In surveying other popular domain name services, I see that this behavior is pretty unique since other providers return an RCODE of 5 (REFUSED):



dig @DNS1.NAME-SERVICES.COM somedomainthatdoesntexist.org
dig @NS-284.AWSDNS-35.COM somedomainthatdoesntexist.org
dig @NS21.DOMAINCONTROL.COM somedomainthatdoesntexist.org



All return something like the following:



;; ->>HEADER<<- opcode: QUERY, status: REFUSED, id: 64732


or



;; ->>HEADER<<- opcode: QUERY, status: NXDOMAIN, id: 31219



Returning REFUSED or NXDOMAIN immediately is appropriate IMHO as opposed to just dropping the request on the server room floor.



When I complain to my provider about their servers not responding, they ask me to quote the RFC that their servers are violating. I know it's strange that they are asking me to prove that their servers should respond to all requests but so be it.



Questions:




  • It is my stipulation that unless there are duplicate request ids or some sort of DOS response, a server should always respond to the request. Is this correct?

  • What RFC and specific section should I quote to support my stipulation?




To me, it is bad to not respond to a DNS query. Most clients will back off and then retransmit the same query to either the same DNS server or another server. Not only are they slowing clients down but they are causing the same query to be done again by their own or other servers depending on the authoritative name servers and NS entries.



In RFC 1536 and 2308 I see a lot of information about negative caching for performance reasons and to stop retransmission of the same query. In 4074 I see information about returning an empty answer with an RCODE of 0 so the client knows there is not ipv6 info which should cause the client to ask about A RRs which is another example of an empty response.



But I can't find an RFC which says that a DNS server should respond to a request, probably because it is implied.



The specific problem happens when I migrate my domain (and the associated DNS records) to their servers or the first X minutes after I register a new domain with their service. There is a lag between the time the authoritative name servers change (which is pretty damn fast these days) and their servers starting serving my DNS records. During this lag time, DNS clients think that their servers are authoritative but they never respond to a request -- even with a REFUSED. I understand the lag which is fine but I disagree with the decision to not respond to the DNS requests. For the record, I understand how to work around these limitations in their system but I'm still working with them to improve their services to be more in line with the DNS protocol.



Thanks for the help.







Edit:



Within a couple of months of posting this and following up with my provider, they changed their servers to return NXDOMAIN for unknown domains.


Answer



Shane's advice is correct. Failure to migrate data from one authoritative server to another prior to initiating a cutover is an invitation for an outage. Regardless of what happens from that point onward, this is an outage initiated by the person who swung the NS records. This explains why more people are not making this complaint to your provider.

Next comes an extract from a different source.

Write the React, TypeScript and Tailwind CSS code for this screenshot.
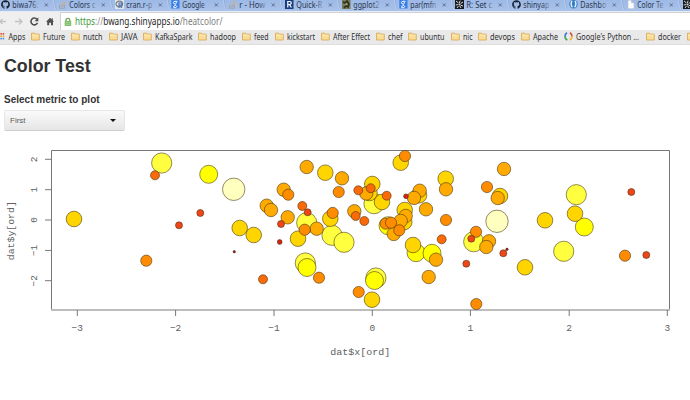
import React from "react";
import { FaGithub } from "react-icons/fa";

const UI = "font-['Noto_Sans','Open_Sans',sans-serif]";

type TabIcon = "github" | "stack" | "cran" | "google" | "quickr" | "ggplot" | "dark" | "joyent" | "page";

const tabs: { icon: TabIcon; label: string }[] = [
  { icon: "github", label: "biwa76:" },
  { icon: "stack", label: "Colors c" },
  { icon: "cran", label: "cran.r-p" },
  { icon: "google", label: "Google" },
  { icon: "stack", label: "r - How" },
  { icon: "quickr", label: "Quick-R" },
  { icon: "ggplot", label: "ggplot2" },
  { icon: "google", label: "par(mfn" },
  { icon: "dark", label: "R: Set c" },
  { icon: "github", label: "shinyap" },
  { icon: "joyent", label: "Dashbo" },
  { icon: "page", label: "Color Te" },
  { icon: "dark", label: "" },
];

const bookmarks: { label: string; slot: string; text: string; kind?: "apps" | "google" }[] = [
  { label: "Apps", slot: "w-[33px]", text: "17", kind: "apps" },
  { label: "Future", slot: "w-[40px]", text: "22" },
  { label: "nutch", slot: "w-[38px]", text: "19.5" },
  { label: "JAVA", slot: "w-[34px]", text: "16.5" },
  { label: "KafkaSpark", slot: "w-[55px]", text: "37.5" },
  { label: "hadoop", slot: "w-[44px]", text: "26" },
  { label: "feed", slot: "w-[33px]", text: "14.5" },
  { label: "kickstart", slot: "w-[46px]", text: "28" },
  { label: "After Effect", slot: "w-[55px]", text: "37" },
  { label: "chef", slot: "w-[32px]", text: "14.5" },
  { label: "ubuntu", slot: "w-[43px]", text: "24.5" },
  { label: "nic", slot: "w-[27px]", text: "9.5" },
  { label: "devops", slot: "w-[43px]", text: "25" },
  { label: "Apache", slot: "w-[43px]", text: "25" },
  { label: "Google's Python ...", slot: "w-[82px]", text: "63", kind: "google" },
  { label: "docker", slot: "w-[41px]", text: "23" },
  { label: "", slot: "w-[12px]", text: "0" },
];

function TabGlyph({ icon }: { icon: TabIcon }) {
  if (icon === "github") return <FaGithub className="size-[9px] text-[#14202e]" />;
  return (
    <svg className="size-[9px]" viewBox="0 0 9 9">
      {icon === "stack" && (
        <g fill="none" strokeWidth="1">
          <path d="M1.5 5v3.3h5V5" stroke="#9ba5b5" />
          <path d="M2.5 6.8h3M2.7 5l3 .6" stroke="#b3a99c" />
          <path d="M3.8 2.8l2.5 2M5.8 1l1.2 3" stroke="#dfa66e" />
        </g>
      )}
      {icon === "cran" && (
        <g>
          <rect width="9" height="9" fill="#dfe6f0" />
          <ellipse cx="4.3" cy="4" rx="3.3" ry="2.8" fill="none" stroke="#7b8088" strokeWidth="1.3" />
          <path d="M4 8V3h1.8q1.5 0 1.2 1.5L5 5.3 7 8" fill="none" stroke="#5276aa" strokeWidth="1.1" />
        </g>
      )}
      {icon === "google" && (
        <g>
          <rect x=".3" width="8.2" height="8.6" rx=".6" fill="#397fea" />
          <path d="M6.5 1.3H4q-1.7.1-1.6 1.4.1 1.3 1.8 1.2M5 1.4q1 1.7-.5 2.7-.8.8.4 1.3 1.4.8.4 1.9-1.2 1-2.7.1-.9-1.4 2-1.9" fill="none" stroke="#eef5ff" strokeWidth="1" />
        </g>
      )}
      {icon === "quickr" && (
        <g>
          <rect width="8.5" height="9" fill="#173d80" />
          <path d="M2.8 7.5v-6h1.8q1.8.1 1.6 1.6-.2 1.4-1.8 1.4h-1M4.5 4.7L6.4 7.5" fill="none" stroke="#fff" strokeWidth="1.2" />
        </g>
      )}
      {icon === "ggplot" && (
        <g>
          <rect width="8.5" height="9" fill="#777a50" />
          <path d="M1 2l2 1 2-2 2 3-1 3-2-1-2 2" stroke="#292e25" strokeWidth="1.5" fill="none" />
          <path d="M3 4l2 .5" stroke="#b7b778" />
        </g>
      )}
      {icon === "dark" && (
        <g>
          <rect width="9" height="9" fill="#171a1e" />
          <path d="M1 1l2.5 2M5 .7L4.5 3M8 2L5.7 3.5M8 6L5.7 5.2M6 8L4.8 6M2 8l1.5-2M.7 5L3 4.6" stroke="#eee" strokeWidth=".9" />
          <circle cx="4.5" cy="4.5" r="1" fill="#ddd" />
        </g>
      )}
      {icon === "joyent" && (
        <g>
          <circle cx="4.5" cy="4.3" r="4.2" fill="#367fc5" />
          <path d="M3 1.2q-2 3 .4 6M6 1.2q2 3-.4 6" fill="none" stroke="#e3f2ff" strokeWidth="1.4" />
        </g>
      )}
      {icon === "page" && (
        <path d="M2 .2h3.5L8 2.7v6H2zM5.5.2v2.5H8" fill="#fafcff" stroke="#b6becb" strokeWidth=".6" />
      )}
    </svg>
  );
}

function TabStrip() {
  return (
    <div className="flex h-[11px] shrink-0 overflow-hidden bg-gradient-to-b from-[#9db9e5] to-[#a9c2ea] pl-px">
      {tabs.map((t, i) => (
        <div key={i} className="flex h-full w-[56.8px] shrink-0 items-start">
          <div className="w-[11px] shrink-0"><TabGlyph icon={t.icon} /></div>
          <svg className="h-[11px] w-[27px] shrink-0 overflow-visible" viewBox="0 0 27 11">
            <defs>
              <linearGradient id={`fade${i}`} gradientUnits="userSpaceOnUse" x1="0" x2="27" y1="0" y2="0">
                <stop offset=".7" stopColor="#26344d" />
                <stop offset="1" stopColor="#26344d" stopOpacity=".2" />
              </linearGradient>
            </defs>
            {t.label && (
              <text x=".3" y="7.8" textLength={i === 3 ? 22.5 : 26} lengthAdjust="spacingAndGlyphs" className={`${UI} text-[8px]`} fill={`url(#fade${i})`}>
                {t.label}
              </text>
            )}
          </svg>
          <svg className="h-[11px] w-[18px] shrink-0" viewBox="0 0 18 11">
            <path d="M5.8 3.4l3 3m0-3l-3 3" stroke="#55647f" strokeWidth=".9" />
            <path d="M14.5 0q.3 7 3.2 10.5" fill="none" stroke="#c7d7f1" strokeWidth=".8" />
            <path d="M15.2 0q.3 7 3.2 10.5" fill="none" stroke="#829cc8" strokeWidth=".5" />
          </svg>
        </div>
      ))}
    </div>
  );
}

function AddressBar() {
  return (
    <div className="flex h-[18px] shrink-0 bg-[#efefef]">
      <svg className="h-[18px] w-[60px] shrink-0" viewBox="0 0 60 18" fill="none">
        <path d="M6 9.5H0M2.5 7L0 9.5 2.5 12M15 9.5h7M19 6.5l3 3-3 3" stroke="#c3c3c3" strokeWidth="1.3" />
        <path d="M37 7.3a3.4 3.4 0 1 0 .5 3.5" stroke="#505050" strokeWidth="1.6" />
        <path d="M38.4 5.3v3.9h-3.9z" fill="#505050" />
        <path d="M46 9.7L50 5.8l1.8 1.7V6.3h1v2.2L54 9.7h-1v3.6h-2v-2.5h-1.8v2.5h-2V9.7z" fill="#505050" />
      </svg>
      <div className="flex grow items-center border-l border-t border-[#d2d2d2] bg-white">
        <svg className="ml-[3px] h-[10px] w-[8px] shrink-0" viewBox="0 0 8 10">
          <path d="M2 5V3q0-1.7 1.9-1.7T5.8 3v2" fill="none" stroke="#6cab5b" strokeWidth="1.3" />
          <rect x=".7" y="4" width="6.5" height="5" rx=".6" fill="#7cbb67" />
          <path d="M1.5 5.6h5M1.5 7.3h5" stroke="#c4e2b9" strokeWidth=".6" />
        </svg>
        <svg className="ml-[2.5px] h-[17px] w-[150px] shrink-0 overflow-visible" viewBox="0 0 150 17">
          <text x="0" y="12.2" textLength="147.5" lengthAdjust="spacingAndGlyphs" className={`${UI} text-[10.5px]`}>
            <tspan fill="#3d9b35">https</tspan>
            <tspan fill="#8b8b8b">://</tspan>
            <tspan fill="#252525">bwang.shinyapps.io</tspan>
            <tspan fill="#808080">/heatcolor/</tspan>
          </text>
        </svg>
      </div>
    </div>
  );
}

function BookmarkIcon({ kind }: { kind?: "apps" | "google" }) {
  if (kind === "apps")
    return (
      <svg className="size-[9px] shrink-0" viewBox="0 0 9 9">
        {["#d74d42", "#e3a341", "#438de0"].map((c, r) =>
          [0, 2.3, 4.6].map((x) => <rect key={`${r}${x}`} x={x} y={1 + r * 2.4} width="1.6" height="1.6" fill={c} />)
        )}
      </svg>
    );
  if (kind === "google")
    return (
      <svg className="size-[9px] shrink-0" viewBox="0 0 9 9" fill="none" strokeWidth="1.7">
        <path d="M3 .8Q1 2 1 4.4" stroke="#3979df" />
        <path d="M1 4.2Q1 7 3.3 8.1" stroke="#3ba557" />
        <path d="M5.9.8Q8 2 8 4.4" stroke="#da5141" />
        <path d="M8 4.2Q8 7 5.8 8.1" stroke="#e7b632" />
      </svg>
    );
  return (
    <svg className="size-[9px] shrink-0" viewBox="0 0 9 9">
      <path d="M.5 8V1.2h3.3l.8 1h3.7V8z" fill="#f9dc96" stroke="#d9a64f" strokeWidth=".8" />
      <path d="M1.2 3.3h6.5" stroke="#fff0bd" strokeWidth=".8" />
    </svg>
  );
}

function BookmarksBar() {
  return (
    <div className="flex h-[15px] shrink-0 items-center overflow-hidden border-b border-[#dedede] bg-[#e9e9e9] pb-px">
      <div className="-ml-[2px] flex items-center">
        {bookmarks.map((b, i) => (
          <div key={i} className={`flex shrink-0 items-center ${b.slot}`}>
            <BookmarkIcon kind={b.kind} />
            {b.label && (
              <svg className="ml-[2.5px] h-[13px] w-0 grow overflow-visible">
                <text x={b.kind === "apps" ? -1.5 : 0} y="9.6" textLength={b.text} lengthAdjust="spacingAndGlyphs" fill="#303030" className={`${UI} text-[8px]`}>
                  {b.label}
                </text>
              </svg>
            )}
          </div>
        ))}
      </div>
    </div>
  );
}

// Radius, fill and centre points per size class, drawn largest first.
const classes: { r: number; fill: string; pts: [number, number][] }[] = [
  { r: 11.2, fill: "#ffffc0", pts: [[233.7, 189.3], [497, 221.3]] },
  {
    r: 10.1, fill: "#ffff40",
    pts: [[161.7, 163], [306.7, 222.7], [332, 235.3], [344, 242.3], [305.3, 263], [374, 203.7], [473.7, 241.7], [576.3, 194.7], [563.7, 251.3], [375.9, 278]],
  },
  { r: 9, fill: "#ffff00", pts: [[208.7, 174.3], [307, 267.5], [388, 225.7], [416, 252.7], [432, 253.3], [584.3, 227], [374.5, 280.5]] },
  {
    r: 7.8, fill: "#ffd500",
    pts: [[74, 219], [325.3, 172.7], [239.7, 228], [253.7, 235], [298, 238.7], [330.3, 218.7], [369.5, 193], [372.3, 184], [382, 202], [419, 195.3], [400.7, 162.7], [445.7, 178.7], [404.3, 222], [404.7, 210], [413, 245], [500, 196], [575, 213.7], [545, 220.3], [525, 267.3], [372, 299.7]],
  },
  {
    r: 6.7, fill: "#ffaa00",
    pts: [[306.7, 167], [342, 178.3], [283.7, 189.7], [266.7, 205.7], [271, 210], [287.7, 217.3], [316.7, 228.7], [354.3, 211.3], [366.3, 193.5], [419.7, 190.7], [414, 197.9], [446, 189.3], [426, 209.3], [405.7, 215.9], [400.7, 220.9], [393.7, 234], [436, 259.7], [504, 169], [497.7, 198], [489, 241.3], [486.3, 247], [428.7, 277]],
  },
  {
    r: 5.6, fill: "#ff8c00",
    pts: [[146.3, 260.7], [338.7, 192], [288.3, 194.7], [304.7, 229.7], [332.7, 212.9], [405, 156], [385.7, 223.7], [391, 222.7], [399.3, 230.3], [446, 220], [487, 187], [476, 231.8], [625, 255.7], [319, 277.7], [358.7, 292], [476.3, 304]],
  },
  { r: 4.5, fill: "#fb6a08", pts: [[155, 175.3], [302.3, 206], [355.7, 216], [364.3, 221], [358.3, 190.3], [370.7, 188.2], [386.7, 195.7], [441.7, 239.3], [263, 279.3]] },
  { r: 3.5, fill: "#f04518", pts: [[200.3, 213], [179, 225.3], [307.7, 212.3], [281, 224], [471.3, 238.7], [503.3, 253.3], [466.3, 263.7], [631.3, 192], [646.3, 255]] },
  { r: 2.4, fill: "#d82318", pts: [[279.7, 242], [406, 196.3]] },
  { r: 1.2, fill: "#a00f20", pts: [[234.3, 251.7], [507, 249.3]] },
];

const xTicks: [number, string][] = [[77.3, "−3"], [175.6, "−2"], [274, "−1"], [372.3, "0"], [470.4, "1"], [569.2, "2"], [667.3, "3"]];
const yTicks: [number, string][] = [[159.3, "2"], [189.7, "1"], [220, "0"], [250.4, "−1"], [280.7, "−2"]];

function ScatterPlot() {
  return (
    <svg className="h-[256px] w-[690px] shrink-0 font-['Liberation_Mono',monospace] text-[9.5px]" viewBox="0 144 690 256">
      <g stroke="#777" strokeWidth="1" fill="none">
        <path d="M51.5 310V150.5H669.5V310" />
        <path d="M51 310H670" stroke="#bdbdbd" strokeWidth="2" />
        {xTicks.map(([x]) => <path key={x} d={`M${x} 310v6`} />)}
        {yTicks.map(([y]) => <path key={y} d={`M51 ${y}h-6`} />)}
      </g>
      {classes.map((c) =>
        c.pts.map(([x, y], i) => (
          <circle key={`${c.r}-${i}`} cx={x} cy={y} r={c.r} fill={c.fill} stroke="#40300c" strokeOpacity=".75" strokeWidth=".75" />
        ))
      )}
      <g fill="#606060" textAnchor="middle">
        {xTicks.map(([x, t]) => <text key={x} x={x} y="331.3">{t}</text>)}
        {yTicks.map(([y, t]) => <text key={y} transform={`translate(37 ${y}) rotate(-90)`}>{t}</text>)}
        <text x="360.3" y="355.2" textLength="60" lengthAdjust="spacingAndGlyphs">dat$x[ord]</text>
        <text transform="translate(13.7 230.7) rotate(-90)" textLength="59" lengthAdjust="spacingAndGlyphs">dat$y[ord]</text>
      </g>
    </svg>
  );
}

export default function App() {
  return (
    <div className="flex h-[400px] w-[690px] flex-col overflow-hidden bg-white font-['Liberation_Sans',Arial,sans-serif]">
      <TabStrip />
      <div className="h-px shrink-0 bg-[#e4ebf6]" />
      <AddressBar />
      <BookmarksBar />
      <div className="flex h-[99px] shrink-0 flex-col items-start pl-[4px] pt-[9px]">
        <h1 className="text-[17.8px] font-bold leading-[24px] text-[#333]">Color Test</h1>
        <label className="mt-[15px] text-[10px] font-bold leading-[14px] text-[#333]">Select metric to plot</label>
        <button className="mt-[3px] flex h-[21px] w-[121px] shrink-0 items-center justify-between rounded-[2px] border border-[#e6e6e6] border-b-[#cfcfcf] bg-gradient-to-b from-[#fafafa] to-[#e6e6e6] pl-[5px] pr-[8px] text-[8px] text-[#5c5c5c]">
          First
          <svg className="h-[3px] w-[6px]" viewBox="0 0 6 3"><path d="M0 0h6L3 3z" fill="#111" /></svg>
        </button>
      </div>
      <ScatterPlot />
    </div>
  );
}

That said, this is still an interesting question to answer so I'm going to take my crack at it.







Basic functionality of DNS servers is covered by documents RFC 1034 and RFC 1035, which collectively form STD 13. The answer must either come from these two RFCs, or be clarified by a later RFC which updates it.



Before we continue, there's a massive pitfall here outside the scope of DNS that needs to be called out: both of these RFCs predate BCP 14 (1997), the document which clarified the language of MAY, MUST, SHOULD, etc.




  • Standards which were authored before this language was formalized MAY have used clear language, but in several cases did not. This led to divergent implementations of software, mass confusion, etc.

  • STD 13 is unfortunately guilty of being interpretive in several

    areas. If language is not firm on an area of operation, it is
    frequently necessary to find a clarifying RFC.



With that out of the way, let's start with what RFC 1034 §4.3.1 has to say:





  • The simplest mode for the server is non-recursive, since it
    can answer queries using only local information: the response

    contains an error, the answer, or a referral to some other
    server "closer" to the answer. All name servers must
    implement non-recursive queries.




...




If recursive service is not requested or is not available, the non-

recursive response will be one of the following:




  • An authoritative name error indicating that the name does not
    exist.


  • A temporary error indication.


  • Some combination of:



    RRs that answer the question, together with an indication
    whether the data comes from a zone or is cached.




    A referral to name servers which have zones which are closer
    ancestors to the name than the server sending the reply.


  • RRs that the name server thinks will prove useful to the
    requester.





The language here is reasonably firm. There is no "should be", but a "will be". This means that the end result must either be 1) defined in the list above, or 2) allowed for by a later document on the Standards Track which amends the functionality. I am not aware of any such verbiage existing for ignoring the request and I would say that the onus is on the developer to find language which disproves the research.




Given the frequent role of DNS in network abuse scenarios, let it not be said that DNS server software doesn't provide the knobs to selectively drop traffic on the floor, which would technically be a violation of this. That said, these are either not default behaviors or with very conservative defaults; examples of both would be the user requiring the software to drop a specific name (rpz-drop.), or certain numerical thresholds are being exceeded (BIND's max-clients-per-query). It is almost unheard of in my experience for the software to completely alter the default behavior for all packets in a way that violates the standard, unless the option is one that increases tolerance for older products violating a standard. That is not the case here.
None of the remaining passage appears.